The couple had a full year to prepare for the move and told their children as soon as they learned about it. After the initial shock wore off, they began discussing the positive aspects of the move and made a family summer pilgrimage in 2013 to Atlanta to get the kids excited about the relocation. “Our itinerary included Six Flags, Legoland, the Georgia Aquarium and, of course, Chick-fil-A, a favorite of ours from our time living in Texas,” Shannon Van Kirk says. “As parents, we worked really hard to stay focused on the positives and to eliminate as many fears and unknowns along the journey.”
To sum it all up for the Van Kirk family, fast forward one year when they returned to Michigan on vacation and visited their former school, Jim Van Kirk says someone asked their middle school daughter if she wished she could return there. “‘No way,’ she said, ‘I like NCCS so much better.’ Mission accomplished!”
Tips To Help With A Transition from the Marshall and Van Kirk families:
- Honesty is a big key to success. Don’t hide sadness or uncertainty from your children. This may help a child process their feelings.
- Jump into all the new activities at school, encouraging your children to try new or similar things they did in their previous city.
- Attend as many parent meetings or socials as you can, and volunteer as much as possible.
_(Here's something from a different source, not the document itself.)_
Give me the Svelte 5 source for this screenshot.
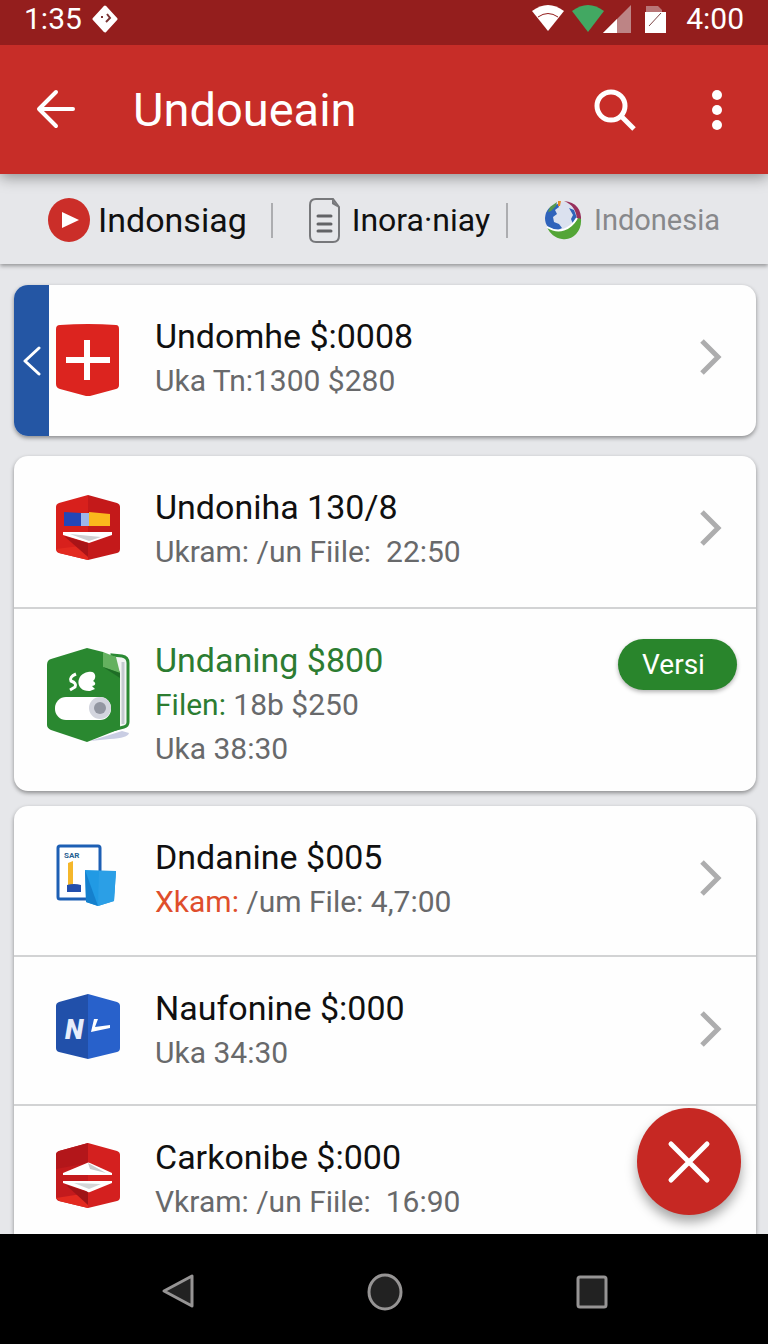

This helps integrate your family into a new environment.
- Include children in on decisions that matter to them, recognizing that each child may care about different things.
- Do your homework — researching schools and neighborhoods as far in advance as possible.
- Allow a child to personalize their bedroom, using custom paint treatments. It gives a child ownership of a new space in a new environment.
- During preliminary visits, rent the same kind of car you have at home. It gives children a sense of comfort and familiarity.